Yes, I'm very weird. I would hope you've figured this out by now.

3 comments:

Ian said...

Oh man, David, that is one sad story. It makes me remember and appreciate how lucky I've been in my life. It also reinforces our decision to emigrate, which was motivated largely by a wish to ensure a good environment to bring our children up in.

David J. Batista said...

I know. I hadn't intended when I set out to write this to make it a sob story . . . but unfortunately the early years of my life growing up here in the Bronx was very rough. I used to get called out a lot by my teachers for constantly daydreaming in class.

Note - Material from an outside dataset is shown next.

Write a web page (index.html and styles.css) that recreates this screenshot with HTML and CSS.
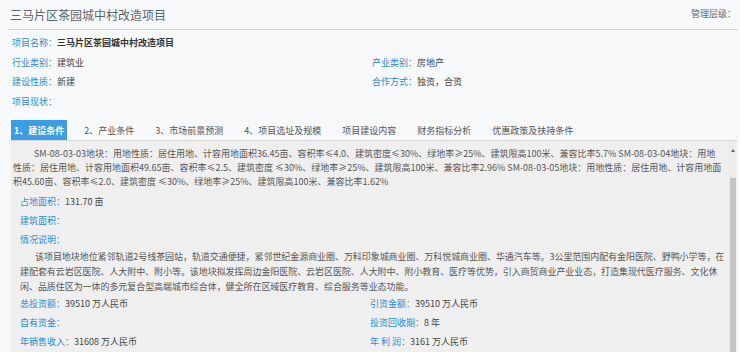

And what I would be dreaming about was hopping on a train and just going somewhere--anywhere!--so long as it wasn't this scary, violent place where kids couldn't be kids. Believe it or not, I wanted to live on a farm. That's immensely funny to me now that I'm looking back on those years. I forgot about that. :)

Ian said...

Well, I didn't really look on it as a sob story, more as a slice of grim reality. What I find sad about it is that there are kids anywhere growing up in conditions like that.

And the saddest part about it is that none of it is necessary. Natural disasters cause havoc around the world every year, but the biggest cause of misery to people is people themselves. All it needs is a change in behaviour, a decision, a choice, and the world could be a paradise. Starting tomorrow. What a shame that tomorrow never comes, eh?